▶ _WHAT TO WORK ON_
Find all lines in the listing that include the word "this", then copy them.

▶ _SUPPLIED DATA_

* * * * * * * * *

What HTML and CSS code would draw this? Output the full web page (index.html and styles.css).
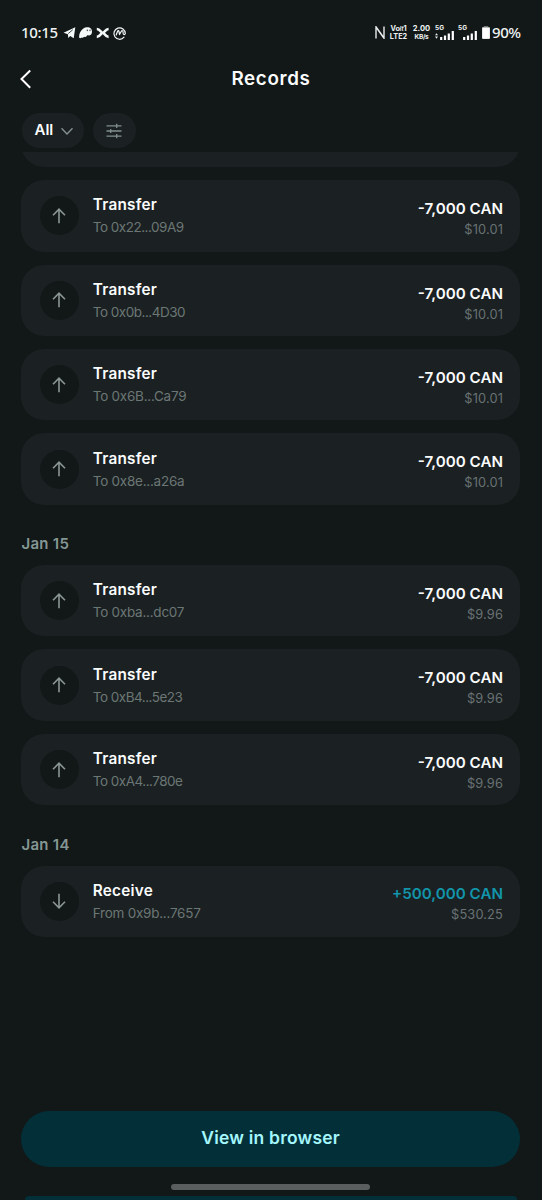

* * * * * * * * *

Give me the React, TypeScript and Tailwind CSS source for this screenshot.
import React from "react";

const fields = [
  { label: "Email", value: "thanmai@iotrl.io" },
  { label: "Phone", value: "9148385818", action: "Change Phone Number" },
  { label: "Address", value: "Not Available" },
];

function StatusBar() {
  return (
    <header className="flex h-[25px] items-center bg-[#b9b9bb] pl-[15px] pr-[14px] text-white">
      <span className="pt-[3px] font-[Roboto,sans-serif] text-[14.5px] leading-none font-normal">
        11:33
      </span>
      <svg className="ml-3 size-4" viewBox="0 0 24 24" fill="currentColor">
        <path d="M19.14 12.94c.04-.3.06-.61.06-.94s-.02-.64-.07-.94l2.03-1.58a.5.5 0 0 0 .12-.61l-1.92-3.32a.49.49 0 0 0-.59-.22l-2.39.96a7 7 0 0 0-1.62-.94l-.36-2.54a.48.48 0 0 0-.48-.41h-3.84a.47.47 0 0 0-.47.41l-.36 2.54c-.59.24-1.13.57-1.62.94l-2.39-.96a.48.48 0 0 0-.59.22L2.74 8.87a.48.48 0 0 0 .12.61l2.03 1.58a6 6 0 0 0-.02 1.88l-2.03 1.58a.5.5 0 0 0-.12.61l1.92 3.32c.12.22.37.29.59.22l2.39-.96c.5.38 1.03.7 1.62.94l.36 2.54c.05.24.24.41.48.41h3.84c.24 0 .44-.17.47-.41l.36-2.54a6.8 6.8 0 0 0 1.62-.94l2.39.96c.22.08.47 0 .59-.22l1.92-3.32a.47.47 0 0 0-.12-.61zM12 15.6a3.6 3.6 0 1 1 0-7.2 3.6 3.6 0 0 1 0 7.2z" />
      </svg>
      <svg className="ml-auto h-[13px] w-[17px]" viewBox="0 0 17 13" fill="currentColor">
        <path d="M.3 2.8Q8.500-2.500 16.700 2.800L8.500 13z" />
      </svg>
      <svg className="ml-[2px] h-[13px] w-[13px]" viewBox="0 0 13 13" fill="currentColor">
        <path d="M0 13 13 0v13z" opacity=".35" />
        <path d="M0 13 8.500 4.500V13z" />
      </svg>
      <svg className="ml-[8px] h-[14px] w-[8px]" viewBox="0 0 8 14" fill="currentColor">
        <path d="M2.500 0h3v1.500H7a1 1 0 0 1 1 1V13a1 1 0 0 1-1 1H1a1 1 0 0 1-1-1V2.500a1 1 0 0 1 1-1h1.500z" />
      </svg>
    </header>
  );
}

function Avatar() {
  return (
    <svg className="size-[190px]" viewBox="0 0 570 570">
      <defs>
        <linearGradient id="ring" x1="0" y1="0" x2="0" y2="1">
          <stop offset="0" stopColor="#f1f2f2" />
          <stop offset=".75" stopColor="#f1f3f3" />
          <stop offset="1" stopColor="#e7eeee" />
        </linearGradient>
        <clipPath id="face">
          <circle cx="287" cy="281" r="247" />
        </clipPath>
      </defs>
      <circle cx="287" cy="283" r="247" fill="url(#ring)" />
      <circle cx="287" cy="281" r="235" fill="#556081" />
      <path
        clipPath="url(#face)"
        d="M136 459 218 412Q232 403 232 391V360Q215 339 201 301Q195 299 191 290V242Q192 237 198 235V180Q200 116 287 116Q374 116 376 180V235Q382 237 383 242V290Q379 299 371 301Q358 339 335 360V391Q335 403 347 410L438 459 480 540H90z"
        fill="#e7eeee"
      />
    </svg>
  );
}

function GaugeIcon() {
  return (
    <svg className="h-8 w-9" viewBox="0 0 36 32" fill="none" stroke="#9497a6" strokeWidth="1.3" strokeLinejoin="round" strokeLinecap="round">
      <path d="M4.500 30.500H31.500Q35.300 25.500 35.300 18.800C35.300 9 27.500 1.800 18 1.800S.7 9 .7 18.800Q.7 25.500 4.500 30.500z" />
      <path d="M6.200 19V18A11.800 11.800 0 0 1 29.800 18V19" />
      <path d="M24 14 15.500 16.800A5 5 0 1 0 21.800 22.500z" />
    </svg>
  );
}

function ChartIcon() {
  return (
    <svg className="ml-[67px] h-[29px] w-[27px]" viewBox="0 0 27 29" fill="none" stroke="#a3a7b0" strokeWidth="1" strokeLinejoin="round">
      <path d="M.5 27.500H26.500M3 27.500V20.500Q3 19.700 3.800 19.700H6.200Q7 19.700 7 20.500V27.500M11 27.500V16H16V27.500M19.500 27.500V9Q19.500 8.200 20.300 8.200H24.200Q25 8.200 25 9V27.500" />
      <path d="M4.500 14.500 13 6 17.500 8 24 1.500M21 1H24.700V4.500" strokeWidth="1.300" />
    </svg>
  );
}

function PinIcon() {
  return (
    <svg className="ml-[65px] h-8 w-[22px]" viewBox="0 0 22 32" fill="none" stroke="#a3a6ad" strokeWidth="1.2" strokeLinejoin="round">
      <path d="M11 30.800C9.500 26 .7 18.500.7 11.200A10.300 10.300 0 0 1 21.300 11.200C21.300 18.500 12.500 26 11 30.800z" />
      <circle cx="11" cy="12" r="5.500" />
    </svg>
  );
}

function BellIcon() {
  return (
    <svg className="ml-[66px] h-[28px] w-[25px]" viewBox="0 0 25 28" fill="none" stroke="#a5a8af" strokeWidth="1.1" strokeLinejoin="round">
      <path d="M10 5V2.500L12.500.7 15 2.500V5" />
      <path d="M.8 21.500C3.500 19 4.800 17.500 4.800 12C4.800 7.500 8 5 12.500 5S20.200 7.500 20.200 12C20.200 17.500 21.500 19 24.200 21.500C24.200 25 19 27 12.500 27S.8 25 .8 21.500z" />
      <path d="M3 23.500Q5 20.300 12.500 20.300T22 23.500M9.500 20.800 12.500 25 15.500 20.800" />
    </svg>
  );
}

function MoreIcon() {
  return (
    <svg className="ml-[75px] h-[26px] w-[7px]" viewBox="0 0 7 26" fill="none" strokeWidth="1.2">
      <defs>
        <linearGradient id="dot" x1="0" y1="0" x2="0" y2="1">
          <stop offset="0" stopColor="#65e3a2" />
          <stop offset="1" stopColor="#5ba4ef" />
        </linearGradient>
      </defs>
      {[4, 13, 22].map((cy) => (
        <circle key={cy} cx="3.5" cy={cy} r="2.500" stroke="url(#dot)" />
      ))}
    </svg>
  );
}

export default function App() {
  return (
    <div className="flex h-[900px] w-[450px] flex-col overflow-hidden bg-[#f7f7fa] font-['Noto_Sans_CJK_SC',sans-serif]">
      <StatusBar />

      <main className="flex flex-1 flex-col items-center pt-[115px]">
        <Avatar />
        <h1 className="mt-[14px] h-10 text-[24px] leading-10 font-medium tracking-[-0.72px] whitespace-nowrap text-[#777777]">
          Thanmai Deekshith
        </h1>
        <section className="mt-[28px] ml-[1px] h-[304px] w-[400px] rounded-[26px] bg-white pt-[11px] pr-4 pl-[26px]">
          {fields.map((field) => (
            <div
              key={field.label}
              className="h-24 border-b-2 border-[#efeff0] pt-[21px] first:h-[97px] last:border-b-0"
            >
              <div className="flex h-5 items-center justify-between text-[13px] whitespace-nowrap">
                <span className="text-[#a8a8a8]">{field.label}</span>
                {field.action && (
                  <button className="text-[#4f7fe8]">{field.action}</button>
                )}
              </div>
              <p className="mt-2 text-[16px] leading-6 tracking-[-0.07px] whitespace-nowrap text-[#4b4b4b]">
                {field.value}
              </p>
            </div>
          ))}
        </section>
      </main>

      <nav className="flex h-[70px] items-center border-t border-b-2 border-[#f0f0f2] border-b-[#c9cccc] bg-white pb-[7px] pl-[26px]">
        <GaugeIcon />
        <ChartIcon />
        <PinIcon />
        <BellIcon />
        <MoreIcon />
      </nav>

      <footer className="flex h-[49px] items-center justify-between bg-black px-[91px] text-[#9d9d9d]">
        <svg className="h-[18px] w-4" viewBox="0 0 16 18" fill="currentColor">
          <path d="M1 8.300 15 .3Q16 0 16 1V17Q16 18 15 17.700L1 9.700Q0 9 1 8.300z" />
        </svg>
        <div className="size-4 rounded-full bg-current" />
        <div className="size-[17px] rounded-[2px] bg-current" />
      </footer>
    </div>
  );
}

* * * * * * * * *

▶ _WORKED ANSWER_
What HTML and CSS code would draw this? Output the full web page (index.html and styles.css).
Give me the React, TypeScript and Tailwind CSS source for this screenshot.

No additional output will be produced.